Thursday, April 03, 2008

The eight men and the seven transatlantic flights to blow up

Thursday, April 3, 2008
A gang of eight men wanted to blow up seven transatlantic flights with the aim of inflicting "heavy casualties", a court has heard. They planned to conceal the bombs in plastic bottles of sugary drinks. The seven highlighted flights departed daily from Heathrow's Terminal Three within two hours and 35 minutes of each other.

The seven flights were:
:: 1415 United Airlines Flight 931 to San Francisco
:: 1500 Air Canada Flight 849 to Toronto
:: 1515 Air Canada Flight 865 to Montreal
:: 1540 United Airlines Flight 959 to Chicago
:: 1620 United Airlines Flight 925 to Washington
:: 1635 American Airlines Flight 139 to New York
:: 1650 American Airlines Flight 91 to Chicago

The men wanted to inflict "heavy casualties", the court heard.
The prosecution said it believed as many as 18 men could have been involved in the plot.
Peter Wright QC said the victims of the attacks would be an "unwitting civilian population".
Woolwich Crown Court heard how homemade devices would be smuggled on to aircraft concealed in bottles of soft drinks and detonated in flight by a suicide bomber.
Mr Wright said this meant that, barring unexpected delays, the seven airliners would be "entirely at the mercy of the suicide bombers who happened to be on board with their explosive devices".
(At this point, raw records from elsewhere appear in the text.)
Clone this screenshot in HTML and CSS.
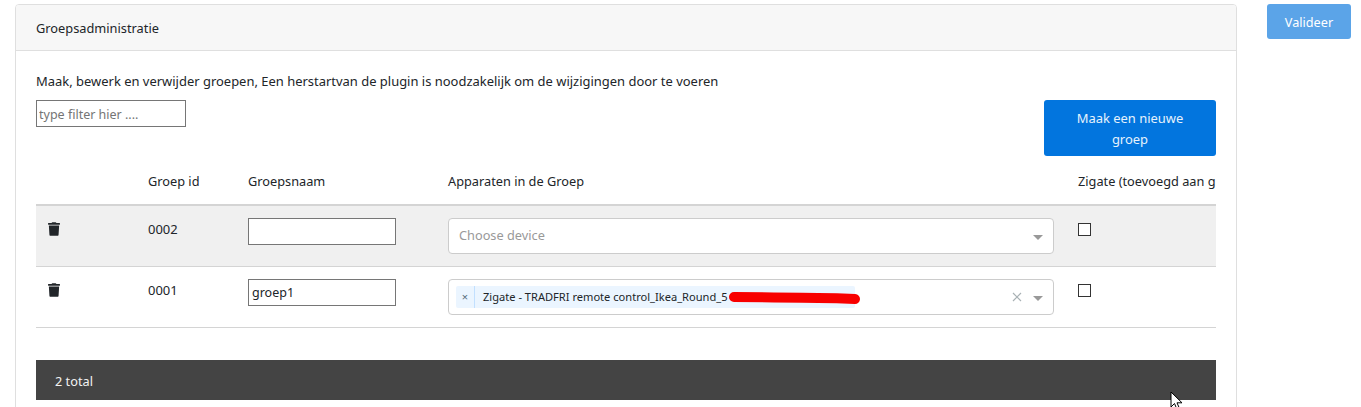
FILE: index.html
```html
<!DOCTYPE html>
<html lang="nl">
<head>
<meta charset="utf-8">
<title>Groepsadministratie</title>
<link rel="stylesheet" href="styles.css">
</head>
<body>
<div class="page">
  <section class="card">
    <header class="card-header">Groepsadministratie</header>
    <div class="card-body">
      <p class="intro">Maak, bewerk en verwijder groepen, Een herstartvan de plugin is noodzakelijk om de wijzigingen door te voeren</p>
      <div class="toolbar">
        <input class="filter" type="text" placeholder="type filter hier ....">
        <button class="btn btn-new" type="button">Maak een nieuwe groep</button>
      </div>
      <div class="table-wrap">
        <table class="groups">
          <colgroup>
            <col class="c-del"><col class="c-id"><col class="c-name"><col class="c-dev"><col class="c-zig">
          </colgroup>
          <thead>
            <tr><th></th><th>Groep id</th><th>Groepsnaam</th><th>Apparaten in de Groep</th><th>Zigate (toevoegd aan groep)</th></tr>
          </thead>
          <tbody>
            <tr class="shaded">
              <td><svg class="trash" viewBox="0 0 448 512"><path d="M432 32H312l-9.4-18.7A24 24 0 0 0 281.1 0H166.8a23.72 23.72 0 0 0-21.4 13.3L136 32H16A16 16 0 0 0 0 48v32a16 16 0 0 0 16 16h416a16 16 0 0 0 16-16V48a16 16 0 0 0-16-16zM53.2 467a48 48 0 0 0 47.9 45h245.8a48 48 0 0 0 47.9-45L416 128H32z"/></svg></td>
              <td class="id">0002</td>
              <td><input class="name" type="text"></td>
              <td>
                <div class="select">
                  <span class="placeholder">Choose device</span>
                  <span class="arrow"></span>
                </div>
              </td>
              <td><input class="check" type="checkbox"></td>
            </tr>
            <tr>
              <td><svg class="trash" viewBox="0 0 448 512"><path d="M432 32H312l-9.4-18.7A24 24 0 0 0 281.1 0H166.8a23.72 23.72 0 0 0-21.4 13.3L136 32H16A16 16 0 0 0 0 48v32a16 16 0 0 0 16 16h416a16 16 0 0 0 16-16V48a16 16 0 0 0-16-16zM53.2 467a48 48 0 0 0 47.9 45h245.8a48 48 0 0 0 47.9-45L416 128H32z"/></svg></td>
              <td class="id">0001</td>
              <td><input class="name" type="text" value="groep1"></td>
              <td>
                <div class="select">
                  <span class="chip">
                    <span class="chip-x">×</span>
                    <span class="chip-label">Zigate - TRADFRI remote control_Ikea_Round_5</span>
                    <svg class="scribble" viewBox="0 0 136 14"><path d="M6 6 C30 6 60 6.500 90 7 C105 7 118 7.500 127 8"/></svg>
                  </span>
                  <svg class="clear" viewBox="0 0 10 10"><path d="M1 1L9 9M9 1L1 9"/></svg>
                  <span class="arrow"></span>
                </div>
              </td>
              <td><input class="check" type="checkbox"></td>
            </tr>
          </tbody>
        </table>
      </div>
      <div class="total">2 total</div>
    </div>
  </section>
  <button class="btn btn-validate" type="button">Valideer</button>
</div>
<svg class="cursor" viewBox="0 0 14 20"><path d="M1 1V16L4.5 12.5L7 18.5L9.500 17.5L7 11.8H12Z"/></svg>
</body>
</html>
```
FILE: styles.css
```css
html, body {
  margin: 0;
  height: 100%;
  overflow: hidden;
  background: #fff;
}
body {
  font-family: "Noto Sans", "Open Sans", sans-serif;
  font-size: 12.96px;
  line-height: 20px;
  color: #212529;
  position: relative;
}
.page {
  display: flex;
  align-items: flex-start;
  gap: 30px;
  padding: 4px 10px 0 15px;
}
.card {
  width: 1222px;
  flex: none;
  box-sizing: border-box;
  border: 1px solid #dfdfdf;
  border-radius: 4px;
}
.card-header {
  height: 32px;
  padding: 13px 20px 0;
  background: #f7f7f7;
  border-bottom: 1px solid #dfdfdf;
  border-radius: 3px 3px 0 0;
  font-size: 12.8px;
}
.card-body {
  padding: 20px 20px 20px;
}
.intro {
  margin: 0;
  height: 29px;
}
.toolbar {
  display: flex;
  justify-content: space-between;
  align-items: flex-start;
}
.filter {
  width: 150px;
  height: 27px;
  box-sizing: border-box;
  border: 1px solid #767676;
  padding: 1px 2px 0;
  font-family: inherit;
  font-size: 12.5px;
  color: inherit;
  outline: none;
}
.filter::placeholder { color: #757575; }
.btn {
  border: 0;
  border-radius: 3px;
  color: #fff;
  font: inherit;
  text-align: center;
}
.btn-new {
  width: 172px;
  height: 56px;
  padding: 2px 24px 0;
  line-height: 21px;
  background: #0275de;
  color: #e6f2fc;
}
.btn-validate {
  flex: none;
  width: 84px;
  height: 35px;
  padding: 1px 0 0;
  background: #5ba4e8;
  font-size: 12.7px;
}
.table-wrap {
  overflow: hidden;
  width: 1180px;
}
.groups {
  table-layout: fixed;
  border-collapse: collapse;
  width: 1380px;
}
.c-del { width: 100px; }
.c-id { width: 100px; }
.c-name { width: 200px; }
.c-dev { width: 630px; }
.c-zig { width: 350px; }
.groups th {
  height: 49px;
  padding: 2px 12px 0;
  box-sizing: border-box;
  font-size: 12.75px;
  font-weight: 400;
  text-align: left;
  white-space: nowrap;
  border-bottom: 2px solid #d4d4d4;
}
.groups td {
  padding: 12px;
  height: 36px;
  vertical-align: top;
  border-bottom: 1px solid #d4d4d4;
}
.shaded { background: #f0f0f0; }
.trash {
  display: block;
  width: 12px;
  height: 14px;
  margin-top: 4px;
  fill: #212529;
}
.id { line-height: 22px; }
.name {
  display: block;
  width: 148px;
  height: 27px;
  box-sizing: border-box;
  border: 1px solid #767676;
  padding: 0 3px;
  font-family: inherit;
  font-size: 12.5px;
  color: #212529;
  outline: none;
  background: #fff;
}
.select {
  display: flex;
  align-items: center;
  height: 36px;
  box-sizing: border-box;
  border: 1px solid #ccc;
  border-radius: 4px;
  background: #fff;
  padding: 0 10px 0 7px;
}
.placeholder {
  flex: 1;
  padding: 0 0 2px 3px;
  color: #999;
  font-size: 12.75px;
}
.chip {
  position: relative;
  display: flex;
  width: 399px;
  height: 22px;
  align-items: center;
  background: #ebf5ff;
  border-radius: 2px;
  font-size: 11.1px;
  white-space: nowrap;
}
.chip-x {
  width: 18px;
  height: 22px;
  line-height: 22px;
  text-align: center;
  color: #5a7080;
  border-right: 1px solid #c2e0ff;
  flex: none;
}
.chip-label { padding-left: 8px; }
.scribble {
  position: absolute;
  left: 272px;
  top: 5px;
  width: 136px;
  height: 14px;
  fill: none;
  stroke: #f80000;
  stroke-width: 10;
  stroke-linecap: round;
}
.clear {
  width: 10px;
  height: 10px;
  margin-left: auto;
  margin-right: 1px;
  fill: none;
  stroke: #a9b2b5;
  stroke-width: 1.2;
}
.arrow {
  flex: none;
  width: 0;
  height: 0;
  margin-left: 10px;
  margin-top: 3px;
  border-style: solid;
  border-width: 5px 5px 0;
  border-color: #999 transparent transparent;
}
.check {
  display: block;
  appearance: none;
  width: 13px;
  height: 13px;
  margin: 5px 0 0;
  box-sizing: border-box;
  border: 1px solid #333;
  background: #fff;
  border-radius: 0;
}
.total {
  margin-top: 32px;
  height: 40px;
  background: #444;
  color: #f2f2f2;
  padding: 0 19px;
  line-height: 43px;
  font-size: 12.75px;
}
.cursor {
  position: absolute;
  left: 1170px;
  top: 391px;
  width: 14px;
  height: 20px;
  fill: #fff;
  stroke: #000;
  stroke-width: 1;
}
```
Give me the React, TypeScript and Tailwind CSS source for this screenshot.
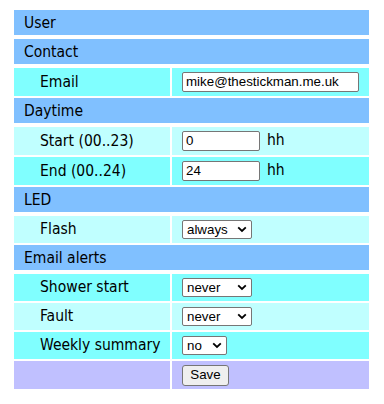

Mr Wright said there was evidence the conspirators had ambitions to bring down more than just seven aircraft.
Airlines imposed tough new limits on the amount of liquids and gels passengers can carry on to flights as a result of the alleged plot.

"The attack they contemplated was not long off," when police rounded up the men on Aug. 9-10, 2006, Wright said.
The alleged plot caused major disruption to British airports and hundreds of flights were grounded when police arrested the suspects.
All eight men, each of whom has family ties to Pakistan, are accused of conspiracy to murder and a charge of planning an act of violence likely to endanger the safety of an aircraft.
Both charges carry maximum sentences of life imprisonment.
Mr Wright alleged the men planned to inflict heavy casualties, all in the name of Islam.
He described how two of the men in the dock were watched by police as they met in Walthamstow on August 9, 2006.
He said the men and others were prepared to board the aircraft carrying their "deadly cargo" and detonate it in flight.
Police recovered a computer memory stick which contained detailed information about flights and airport security, the jury was told.
Mr Wright said the conspirators planned to use a syringe to insert the ready mixed explosive liquid into the base of the bottles.
He said the hole would then be resealed to give the appearance of a "factory sealed" bottle.
The prosecutor showed the jury a police photograph of a jar of distinctive black and red AA batteries recovered from one property.
He said the HMTD detonator would be ignited using metal wire, a small bulb or the flash from a disposal camera. He said: "The detonator explodes and that explodes the primary charge, namely the hydrogen peroxide mixture with Tang."

The eight men are: Abdulla Ahmed Ali, aka Ahmed Ali Khan, 27, of Prospect Hill, Walthamstow, east London, Assad Sarwar, 27, of Walton Drive, High Wycombe, Bucks, Tanvir Hussain, 27, of Nottingham Road, Leyton, east London, Mohammed Gulzar, 26, of Priory Road, Barking, east London, Ibrahim Savant, 27, of Denver Road, Stoke Newington, north London, Arafat Waheed Khan, 26, of Farnham Avenue, Walthamstow, Waheed Zaman, 23, of Queen's Road, Walthamstow and Umar Islam, aka Brian Young, 29, of Bushey Road, Plaistow, east London.